***** Source data

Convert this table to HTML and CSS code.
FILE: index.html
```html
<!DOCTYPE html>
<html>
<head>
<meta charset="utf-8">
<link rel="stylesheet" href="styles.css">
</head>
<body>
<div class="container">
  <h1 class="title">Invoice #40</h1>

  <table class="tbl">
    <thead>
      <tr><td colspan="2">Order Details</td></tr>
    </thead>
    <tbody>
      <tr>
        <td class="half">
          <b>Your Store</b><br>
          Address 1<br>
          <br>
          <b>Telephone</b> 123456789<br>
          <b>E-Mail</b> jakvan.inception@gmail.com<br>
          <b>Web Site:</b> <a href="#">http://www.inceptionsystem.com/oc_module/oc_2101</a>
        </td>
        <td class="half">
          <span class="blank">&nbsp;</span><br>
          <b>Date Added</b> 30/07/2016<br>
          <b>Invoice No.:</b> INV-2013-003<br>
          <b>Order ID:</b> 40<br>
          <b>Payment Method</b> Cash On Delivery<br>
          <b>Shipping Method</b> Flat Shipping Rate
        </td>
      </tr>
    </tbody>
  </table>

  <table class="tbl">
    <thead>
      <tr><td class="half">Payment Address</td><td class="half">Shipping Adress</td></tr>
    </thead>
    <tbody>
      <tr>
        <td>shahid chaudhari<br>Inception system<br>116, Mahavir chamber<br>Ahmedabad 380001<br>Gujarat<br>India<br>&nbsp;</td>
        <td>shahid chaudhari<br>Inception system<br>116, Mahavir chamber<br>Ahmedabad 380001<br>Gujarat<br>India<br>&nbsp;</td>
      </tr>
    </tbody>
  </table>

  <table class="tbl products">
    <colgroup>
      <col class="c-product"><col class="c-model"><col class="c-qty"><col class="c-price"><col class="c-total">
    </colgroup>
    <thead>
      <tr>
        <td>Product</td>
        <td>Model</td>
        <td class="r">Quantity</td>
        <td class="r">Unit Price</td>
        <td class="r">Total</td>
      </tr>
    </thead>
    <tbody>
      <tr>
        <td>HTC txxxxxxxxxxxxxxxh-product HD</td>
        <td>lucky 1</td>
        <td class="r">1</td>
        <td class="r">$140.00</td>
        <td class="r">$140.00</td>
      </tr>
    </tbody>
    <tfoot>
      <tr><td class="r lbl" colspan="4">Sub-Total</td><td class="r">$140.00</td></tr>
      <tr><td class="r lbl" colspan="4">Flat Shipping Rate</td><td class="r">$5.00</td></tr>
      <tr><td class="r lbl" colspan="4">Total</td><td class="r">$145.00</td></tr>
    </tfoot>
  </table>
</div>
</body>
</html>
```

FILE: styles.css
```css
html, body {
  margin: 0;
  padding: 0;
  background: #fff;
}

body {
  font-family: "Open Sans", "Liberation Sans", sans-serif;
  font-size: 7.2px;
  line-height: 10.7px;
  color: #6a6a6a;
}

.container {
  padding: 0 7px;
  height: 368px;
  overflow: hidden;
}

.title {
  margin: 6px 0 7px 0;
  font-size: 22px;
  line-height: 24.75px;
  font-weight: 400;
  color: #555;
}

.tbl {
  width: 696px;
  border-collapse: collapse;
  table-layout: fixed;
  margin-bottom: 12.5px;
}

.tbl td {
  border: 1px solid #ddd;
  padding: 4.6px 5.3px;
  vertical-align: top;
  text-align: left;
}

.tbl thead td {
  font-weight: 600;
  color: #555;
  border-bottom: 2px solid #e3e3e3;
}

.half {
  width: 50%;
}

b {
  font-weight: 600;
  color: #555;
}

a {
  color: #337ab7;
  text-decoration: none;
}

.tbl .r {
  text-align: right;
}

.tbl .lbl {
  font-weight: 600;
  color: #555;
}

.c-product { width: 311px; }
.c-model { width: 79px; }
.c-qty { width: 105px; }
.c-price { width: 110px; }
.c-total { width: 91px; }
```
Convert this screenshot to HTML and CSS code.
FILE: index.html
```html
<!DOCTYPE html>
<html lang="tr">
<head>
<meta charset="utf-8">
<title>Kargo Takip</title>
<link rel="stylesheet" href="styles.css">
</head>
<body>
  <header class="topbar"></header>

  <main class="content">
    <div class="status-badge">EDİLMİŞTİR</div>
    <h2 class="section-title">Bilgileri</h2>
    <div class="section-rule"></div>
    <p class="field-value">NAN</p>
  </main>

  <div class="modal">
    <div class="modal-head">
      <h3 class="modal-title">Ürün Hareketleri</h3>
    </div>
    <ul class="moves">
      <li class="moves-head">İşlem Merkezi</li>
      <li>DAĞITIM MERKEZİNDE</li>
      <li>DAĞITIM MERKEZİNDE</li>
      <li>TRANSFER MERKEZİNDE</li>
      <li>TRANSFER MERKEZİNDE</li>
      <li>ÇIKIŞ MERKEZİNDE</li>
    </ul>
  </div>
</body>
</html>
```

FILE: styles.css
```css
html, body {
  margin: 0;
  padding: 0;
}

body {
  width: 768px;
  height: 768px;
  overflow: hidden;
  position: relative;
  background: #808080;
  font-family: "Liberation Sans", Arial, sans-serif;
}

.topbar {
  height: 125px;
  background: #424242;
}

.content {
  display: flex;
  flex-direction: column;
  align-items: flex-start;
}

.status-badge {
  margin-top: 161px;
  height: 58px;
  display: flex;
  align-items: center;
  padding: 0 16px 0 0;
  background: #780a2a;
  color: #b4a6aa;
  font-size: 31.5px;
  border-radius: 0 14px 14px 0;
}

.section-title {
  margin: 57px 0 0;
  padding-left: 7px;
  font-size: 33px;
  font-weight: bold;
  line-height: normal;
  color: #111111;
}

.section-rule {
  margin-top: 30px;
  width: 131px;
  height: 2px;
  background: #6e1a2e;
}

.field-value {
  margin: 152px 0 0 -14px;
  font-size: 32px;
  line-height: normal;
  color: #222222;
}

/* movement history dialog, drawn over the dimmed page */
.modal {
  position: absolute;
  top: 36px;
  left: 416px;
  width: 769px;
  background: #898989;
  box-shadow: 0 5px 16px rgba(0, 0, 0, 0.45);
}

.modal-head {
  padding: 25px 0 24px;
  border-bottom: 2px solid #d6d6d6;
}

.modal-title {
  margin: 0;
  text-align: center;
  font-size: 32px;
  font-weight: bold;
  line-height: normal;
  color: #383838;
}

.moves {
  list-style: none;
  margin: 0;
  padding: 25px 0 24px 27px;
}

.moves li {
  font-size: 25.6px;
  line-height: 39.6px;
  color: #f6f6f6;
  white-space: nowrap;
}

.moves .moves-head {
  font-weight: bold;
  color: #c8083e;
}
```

**********

*Task statement*: Reproduce all the records precisely.

*Answer in full*:
Convert this table to HTML and CSS code.
FILE: index.html
```html
<!DOCTYPE html>
<html>
<head>
<meta charset="utf-8">
<link rel="stylesheet" href="styles.css">
</head>
<body>
<div class="container">
  <h1 class="title">Invoice #40</h1>

  <table class="tbl">
    <thead>
      <tr><td colspan="2">Order Details</td></tr>
    </thead>
    <tbody>
      <tr>
        <td class="half">
          <b>Your Store</b><br>
          Address 1<br>
          <br>
          <b>Telephone</b> 123456789<br>
          <b>E-Mail</b> jakvan.inception@gmail.com<br>
          <b>Web Site:</b> <a href="#">http://www.inceptionsystem.com/oc_module/oc_2101</a>
        </td>
        <td class="half">
          <span class="blank">&nbsp;</span><br>
          <b>Date Added</b> 30/07/2016<br>
          <b>Invoice No.:</b> INV-2013-003<br>
          <b>Order ID:</b> 40<br>
          <b>Payment Method</b> Cash On Delivery<br>
          <b>Shipping Method</b> Flat Shipping Rate
        </td>
      </tr>
    </tbody>
  </table>

  <table class="tbl">
    <thead>
      <tr><td class="half">Payment Address</td><td class="half">Shipping Adress</td></tr>
    </thead>
    <tbody>
      <tr>
        <td>shahid chaudhari<br>Inception system<br>116, Mahavir chamber<br>Ahmedabad 380001<br>Gujarat<br>India<br>&nbsp;</td>
        <td>shahid chaudhari<br>Inception system<br>116, Mahavir chamber<br>Ahmedabad 380001<br>Gujarat<br>India<br>&nbsp;</td>
      </tr>
    </tbody>
  </table>

  <table class="tbl products">
    <colgroup>
      <col class="c-product"><col class="c-model"><col class="c-qty"><col class="c-price"><col class="c-total">
    </colgroup>
    <thead>
      <tr>
        <td>Product</td>
        <td>Model</td>
        <td class="r">Quantity</td>
        <td class="r">Unit Price</td>
        <td class="r">Total</td>
      </tr>
    </thead>
    <tbody>
      <tr>
        <td>HTC txxxxxxxxxxxxxxxh-product HD</td>
        <td>lucky 1</td>
        <td class="r">1</td>
        <td class="r">$140.00</td>
        <td class="r">$140.00</td>
      </tr>
    </tbody>
    <tfoot>
      <tr><td class="r lbl" colspan="4">Sub-Total</td><td class="r">$140.00</td></tr>
      <tr><td class="r lbl" colspan="4">Flat Shipping Rate</td><td class="r">$5.00</td></tr>
      <tr><td class="r lbl" colspan="4">Total</td><td class="r">$145.00</td></tr>
    </tfoot>
  </table>
</div>
</body>
</html>
```

FILE: styles.css
```css
html, body {
  margin: 0;
  padding: 0;
  background: #fff;
}

body {
  font-family: "Open Sans", "Liberation Sans", sans-serif;
  font-size: 7.2px;
  line-height: 10.7px;
  color: #6a6a6a;
}

.container {
  padding: 0 7px;
  height: 368px;
  overflow: hidden;
}

.title {
  margin: 6px 0 7px 0;
  font-size: 22px;
  line-height: 24.75px;
  font-weight: 400;
  color: #555;
}

.tbl {
  width: 696px;
  border-collapse: collapse;
  table-layout: fixed;
  margin-bottom: 12.5px;
}

.tbl td {
  border: 1px solid #ddd;
  padding: 4.6px 5.3px;
  vertical-align: top;
  text-align: left;
}

.tbl thead td {
  font-weight: 600;
  color: #555;
  border-bottom: 2px solid #e3e3e3;
}

.half {
  width: 50%;
}

b {
  font-weight: 600;
  color: #555;
}

a {
  color: #337ab7;
  text-decoration: none;
}

.tbl .r {
  text-align: right;
}

.tbl .lbl {
  font-weight: 600;
  color: #555;
}

.c-product { width: 311px; }
.c-model { width: 79px; }
.c-qty { width: 105px; }
.c-price { width: 110px; }
.c-total { width: 91px; }
```
Convert this screenshot to HTML and CSS code.
FILE: index.html
```html
<!DOCTYPE html>
<html lang="tr">
<head>
<meta charset="utf-8">
<title>Kargo Takip</title>
<link rel="stylesheet" href="styles.css">
</head>
<body>
  <header class="topbar"></header>

  <main class="content">
    <div class="status-badge">EDİLMİŞTİR</div>
    <h2 class="section-title">Bilgileri</h2>
    <div class="section-rule"></div>
    <p class="field-value">NAN</p>
  </main>

  <div class="modal">
    <div class="modal-head">
      <h3 class="modal-title">Ürün Hareketleri</h3>
    </div>
    <ul class="moves">
      <li class="moves-head">İşlem Merkezi</li>
      <li>DAĞITIM MERKEZİNDE</li>
      <li>DAĞITIM MERKEZİNDE</li>
      <li>TRANSFER MERKEZİNDE</li>
      <li>TRANSFER MERKEZİNDE</li>
      <li>ÇIKIŞ MERKEZİNDE</li>
    </ul>
  </div>
</body>
</html>
```

FILE: styles.css
```css
html, body {
  margin: 0;
  padding: 0;
}

body {
  width: 768px;
  height: 768px;
  overflow: hidden;
  position: relative;
  background: #808080;
  font-family: "Liberation Sans", Arial, sans-serif;
}

.topbar {
  height: 125px;
  background: #424242;
}

.content {
  display: flex;
  flex-direction: column;
  align-items: flex-start;
}

.status-badge {
  margin-top: 161px;
  height: 58px;
  display: flex;
  align-items: center;
  padding: 0 16px 0 0;
  background: #780a2a;
  color: #b4a6aa;
  font-size: 31.5px;
  border-radius: 0 14px 14px 0;
}

.section-title {
  margin: 57px 0 0;
  padding-left: 7px;
  font-size: 33px;
  font-weight: bold;
  line-height: normal;
  color: #111111;
}

.section-rule {
  margin-top: 30px;
  width: 131px;
  height: 2px;
  background: #6e1a2e;
}

.field-value {
  margin: 152px 0 0 -14px;
  font-size: 32px;
  line-height: normal;
  color: #222222;
}

/* movement history dialog, drawn over the dimmed page */
.modal {
  position: absolute;
  top: 36px;
  left: 416px;
  width: 769px;
  background: #898989;
  box-shadow: 0 5px 16px rgba(0, 0, 0, 0.45);
}

.modal-head {
  padding: 25px 0 24px;
  border-bottom: 2px solid #d6d6d6;
}

.modal-title {
  margin: 0;
  text-align: center;
  font-size: 32px;
  font-weight: bold;
  line-height: normal;
  color: #383838;
}

.moves {
  list-style: none;
  margin: 0;
  padding: 25px 0 24px 27px;
}

.moves li {
  font-size: 25.6px;
  line-height: 39.6px;
  color: #f6f6f6;
  white-space: nowrap;
}

.moves .moves-head {
  font-weight: bold;
  color: #c8083e;
}
```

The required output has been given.